> Set exercise
Each line of the material must be repeated precisely, with the pictures left out.

> Source data
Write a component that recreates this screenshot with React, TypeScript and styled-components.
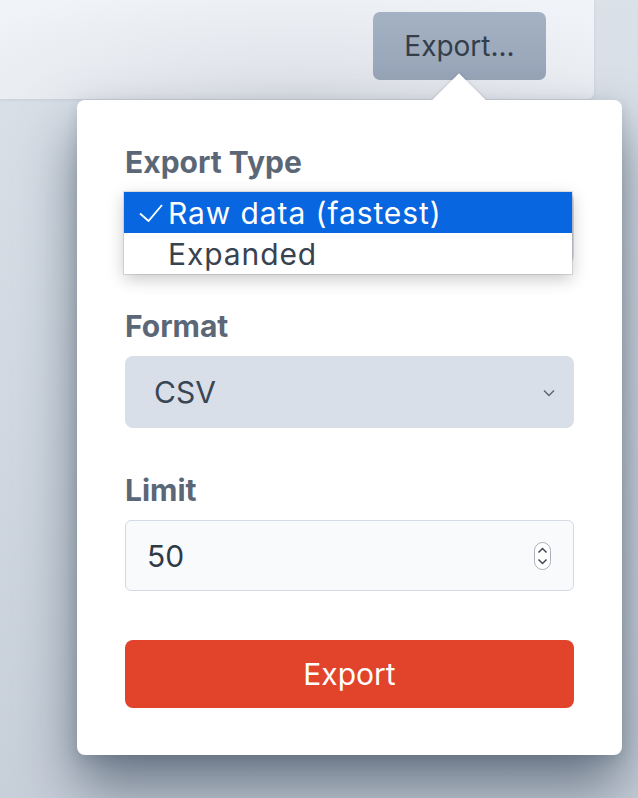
import React from 'react'
import styled, { createGlobalStyle } from 'styled-components'

const GlobalStyle = createGlobalStyle`
  html, body {
    margin: 0;
    padding: 0;
  }

  body {
    font-family: Inter, 'Liberation Sans', sans-serif;
    -webkit-font-smoothing: antialiased;
  }
`

const Page = styled.div`
  width: 638px;
  height: 798px;
  overflow: hidden;
  display: flex;
  flex-direction: column;
  background: linear-gradient(180deg, #dae1e9 0%, #c7cfd9 100%);
`

const Toolbar = styled.div`
  width: 594px;
  height: 99px;
  box-sizing: border-box;
  padding: 12px 48px 0 0;
  display: flex;
  justify-content: flex-end;
  align-items: flex-start;
  background: radial-gradient(ellipse 70% 120% at 50% 100%, #dcdfe5 0%, #e8ebf0 60%, #f0f3f7 100%);
  border-bottom-right-radius: 6px;
  box-shadow: 0 1px 3px rgba(70, 85, 105, 0.12);
`

const ToolbarButton = styled.button`
  width: 173px;
  height: 68px;
  padding: 0;
  border: none;
  border-radius: 7px;
  background: linear-gradient(180deg, #a5b2c4 0%, #97a4b7 100%);
  color: #343e4a;
  font: 400 28px/1 Inter, 'Liberation Sans', sans-serif;
`

const Popover = styled.div`
  position: relative;
  width: 545px;
  margin: 1px 0 0 77px;
  box-sizing: border-box;
  padding: 44px 48px 47px;
  display: flex;
  flex-direction: column;
  background: #fff;
  border-radius: 8px;
  box-shadow: 0 32px 56px rgba(30, 45, 65, 0.55), 0 4px 14px rgba(30, 45, 65, 0.15);
`

const Caret = styled.div`
  position: absolute;
  top: -28px;
  left: 354px;
  width: 56px;
  height: 28px;
  overflow: hidden;

  &::before {
    content: '';
    position: absolute;
    left: 9px;
    top: 9px;
    width: 38px;
    height: 38px;
    background: #fff;
    transform: rotate(45deg);
    box-shadow: 0 0 3px rgba(60, 75, 95, 0.28);
  }
`

const Form = styled.div`
  display: flex;
  flex-direction: column;
  gap: 44px;
`

const Field = styled.div`
  display: flex;
  flex-direction: column;
  gap: 12px;
`

const Label = styled.label`
  font-size: 30px;
  font-weight: 700;
  line-height: 36px;
  color: #5b6776;
`

const ControlWrap = styled.div`
  position: relative;
`

const SelectBox = styled.div`
  height: 72px;
  box-sizing: border-box;
  padding: 0 19px 0 29px;
  display: flex;
  align-items: center;
  justify-content: space-between;
  border-radius: 8px;
  background: #d8dfe8;
  color: #3a4553;
  font-size: 30px;
`

const Chevron = styled.svg`
  width: 12px;
  height: 8px;
  margin-top: 2px;
  margin-left: auto;
`

const OptionList = styled.ul`
  position: absolute;
  top: 0;
  left: -1px;
  z-index: 2;
  width: 448px;
  margin: 0;
  padding: 0;
  list-style: none;
  background: #fff;
  box-shadow: 0 5px 16px rgba(0, 0, 0, 0.22), 0 0 0 1px rgba(0, 0, 0, 0.1);
`

const Option = styled.li<{ $selected?: boolean }>`
  height: 41px;
  padding-left: 15px;
  display: flex;
  align-items: center;
  gap: 5px;
  background: ${({ $selected }) => ($selected ? '#0766e0' : 'transparent')};
  color: ${({ $selected }) => ($selected ? '#fff' : '#38434f')};
  font-size: 30px;
  letter-spacing: 0.9px;
  white-space: nowrap;
`

const CheckSlot = styled.span`
  width: 24px;
  height: 18px;
  display: flex;
  flex-shrink: 0;
`

const NumberBox = styled.div`
  height: 71px;
  box-sizing: border-box;
  padding: 0 22px 0 21px;
  display: flex;
  align-items: center;
  justify-content: space-between;
  border: 1.5px solid #d3dae4;
  border-radius: 6px;
  background: #f8fafc;
  color: #2f3a46;
  font-size: 30px;
`

const Spinner = styled.svg`
  width: 17px;
  height: 28px;
`

const SubmitButton = styled.button`
  height: 68px;
  margin-top: 49px;
  padding: 0;
  border: none;
  border-radius: 8px;
  background: #e2432b;
  color: #fff;
  font: 400 30px/1 Inter, 'Liberation Sans', sans-serif;
`

const options = ['Raw data (fastest)', 'Expanded']

const ChevronDown = () => (
  <Chevron viewBox="0 0 12 8">
    <path d="M1 1.5 L6 6.5 L11 1.5" fill="none" stroke="#5b6573" strokeWidth="1.4" />
  </Chevron>
)

const App = () => {
  return (
    <Page>
      <GlobalStyle />
      <Toolbar>
        <ToolbarButton>Export...</ToolbarButton>
      </Toolbar>
      <Popover>
        <Caret />
        <Form>
          <Field>
            <Label>Export Type</Label>
            <ControlWrap>
              {/* the closed select sits under its open option list */}
              <SelectBox>
                <ChevronDown />
              </SelectBox>
              <OptionList>
                {options.map((option, i) => (
                  <Option key={option} $selected={i === 0}>
                    <CheckSlot>
                      {i === 0 && (
                        <svg viewBox="0 0 24 18" width="24" height="18">
                          <path d="M1 9.5 L9.5 17 L23 1" fill="none" stroke="currentColor" strokeWidth="1.9" />
                        </svg>
                      )}
                    </CheckSlot>
                    {option}
                  </Option>
                ))}
              </OptionList>
            </ControlWrap>
          </Field>
          <Field>
            <Label>Format</Label>
            <SelectBox>
              <span>CSV</span>
              <ChevronDown />
            </SelectBox>
          </Field>
          <Field>
            <Label>Limit</Label>
            <NumberBox>
              <span>50</span>
              <Spinner viewBox="0 0 17 28">
                <rect x="0.5" y="0.5" width="16" height="27" rx="8" fill="#fff" stroke="#a9b0ba" />
                <path d="M4.5 10.5 L8.5 6.5 L12.5 10.5" fill="none" stroke="#3d4753" strokeWidth="1.5" />
                <path d="M4.5 17.5 L8.5 21.5 L12.5 17.5" fill="none" stroke="#3d4753" strokeWidth="1.5" />
              </Spinner>
            </NumberBox>
          </Field>
        </Form>
        <SubmitButton>Export</SubmitButton>
      </Popover>
    </Page>
  )
}

export default App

> Complete output
Write a component that recreates this screenshot with React, TypeScript and styled-components.
import React from 'react'
import styled, { createGlobalStyle } from 'styled-components'

const GlobalStyle = createGlobalStyle`
  html, body {
    margin: 0;
    padding: 0;
  }

  body {
    font-family: Inter, 'Liberation Sans', sans-serif;
    -webkit-font-smoothing: antialiased;
  }
`

const Page = styled.div`
  width: 638px;
  height: 798px;
  overflow: hidden;
  display: flex;
  flex-direction: column;
  background: linear-gradient(180deg, #dae1e9 0%, #c7cfd9 100%);
`

const Toolbar = styled.div`
  width: 594px;
  height: 99px;
  box-sizing: border-box;
  padding: 12px 48px 0 0;
  display: flex;
  justify-content: flex-end;
  align-items: flex-start;
  background: radial-gradient(ellipse 70% 120% at 50% 100%, #dcdfe5 0%, #e8ebf0 60%, #f0f3f7 100%);
  border-bottom-right-radius: 6px;
  box-shadow: 0 1px 3px rgba(70, 85, 105, 0.12);
`

const ToolbarButton = styled.button`
  width: 173px;
  height: 68px;
  padding: 0;
  border: none;
  border-radius: 7px;
  background: linear-gradient(180deg, #a5b2c4 0%, #97a4b7 100%);
  color: #343e4a;
  font: 400 28px/1 Inter, 'Liberation Sans', sans-serif;
`

const Popover = styled.div`
  position: relative;
  width: 545px;
  margin: 1px 0 0 77px;
  box-sizing: border-box;
  padding: 44px 48px 47px;
  display: flex;
  flex-direction: column;
  background: #fff;
  border-radius: 8px;
  box-shadow: 0 32px 56px rgba(30, 45, 65, 0.55), 0 4px 14px rgba(30, 45, 65, 0.15);
`

const Caret = styled.div`
  position: absolute;
  top: -28px;
  left: 354px;
  width: 56px;
  height: 28px;
  overflow: hidden;

  &::before {
    content: '';
    position: absolute;
    left: 9px;
    top: 9px;
    width: 38px;
    height: 38px;
    background: #fff;
    transform: rotate(45deg);
    box-shadow: 0 0 3px rgba(60, 75, 95, 0.28);
  }
`

const Form = styled.div`
  display: flex;
  flex-direction: column;
  gap: 44px;
`

const Field = styled.div`
  display: flex;
  flex-direction: column;
  gap: 12px;
`

const Label = styled.label`
  font-size: 30px;
  font-weight: 700;
  line-height: 36px;
  color: #5b6776;
`

const ControlWrap = styled.div`
  position: relative;
`

const SelectBox = styled.div`
  height: 72px;
  box-sizing: border-box;
  padding: 0 19px 0 29px;
  display: flex;
  align-items: center;
  justify-content: space-between;
  border-radius: 8px;
  background: #d8dfe8;
  color: #3a4553;
  font-size: 30px;
`

const Chevron = styled.svg`
  width: 12px;
  height: 8px;
  margin-top: 2px;
  margin-left: auto;
`

const OptionList = styled.ul`
  position: absolute;
  top: 0;
  left: -1px;
  z-index: 2;
  width: 448px;
  margin: 0;
  padding: 0;
  list-style: none;
  background: #fff;
  box-shadow: 0 5px 16px rgba(0, 0, 0, 0.22), 0 0 0 1px rgba(0, 0, 0, 0.1);
`

const Option = styled.li<{ $selected?: boolean }>`
  height: 41px;
  padding-left: 15px;
  display: flex;
  align-items: center;
  gap: 5px;
  background: ${({ $selected }) => ($selected ? '#0766e0' : 'transparent')};
  color: ${({ $selected }) => ($selected ? '#fff' : '#38434f')};
  font-size: 30px;
  letter-spacing: 0.9px;
  white-space: nowrap;
`

const CheckSlot = styled.span`
  width: 24px;
  height: 18px;
  display: flex;
  flex-shrink: 0;
`

const NumberBox = styled.div`
  height: 71px;
  box-sizing: border-box;
  padding: 0 22px 0 21px;
  display: flex;
  align-items: center;
  justify-content: space-between;
  border: 1.5px solid #d3dae4;
  border-radius: 6px;
  background: #f8fafc;
  color: #2f3a46;
  font-size: 30px;
`

const Spinner = styled.svg`
  width: 17px;
  height: 28px;
`

const SubmitButton = styled.button`
  height: 68px;
  margin-top: 49px;
  padding: 0;
  border: none;
  border-radius: 8px;
  background: #e2432b;
  color: #fff;
  font: 400 30px/1 Inter, 'Liberation Sans', sans-serif;
`

const options = ['Raw data (fastest)', 'Expanded']

const ChevronDown = () => (
  <Chevron viewBox="0 0 12 8">
    <path d="M1 1.5 L6 6.5 L11 1.5" fill="none" stroke="#5b6573" strokeWidth="1.4" />
  </Chevron>
)

const App = () => {
  return (
    <Page>
      <GlobalStyle />
      <Toolbar>
        <ToolbarButton>Export...</ToolbarButton>
      </Toolbar>
      <Popover>
        <Caret />
        <Form>
          <Field>
            <Label>Export Type</Label>
            <ControlWrap>
              {/* the closed select sits under its open option list */}
              <SelectBox>
                <ChevronDown />
              </SelectBox>
              <OptionList>
                {options.map((option, i) => (
                  <Option key={option} $selected={i === 0}>
                    <CheckSlot>
                      {i === 0 && (
                        <svg viewBox="0 0 24 18" width="24" height="18">
                          <path d="M1 9.5 L9.5 17 L23 1" fill="none" stroke="currentColor" strokeWidth="1.9" />
                        </svg>
                      )}
                    </CheckSlot>
                    {option}
                  </Option>
                ))}
              </OptionList>
            </ControlWrap>
          </Field>
          <Field>
            <Label>Format</Label>
            <SelectBox>
              <span>CSV</span>
              <ChevronDown />
            </SelectBox>
          </Field>
          <Field>
            <Label>Limit</Label>
            <NumberBox>
              <span>50</span>
              <Spinner viewBox="0 0 17 28">
                <rect x="0.5" y="0.5" width="16" height="27" rx="8" fill="#fff" stroke="#a9b0ba" />
                <path d="M4.5 10.5 L8.5 6.5 L12.5 10.5" fill="none" stroke="#3d4753" strokeWidth="1.5" />
                <path d="M4.5 17.5 L8.5 21.5 L12.5 17.5" fill="none" stroke="#3d4753" strokeWidth="1.5" />
              </Spinner>
            </NumberBox>
          </Field>
        </Form>
        <SubmitButton>Export</SubmitButton>
      </Popover>
    </Page>
  )
}

export default App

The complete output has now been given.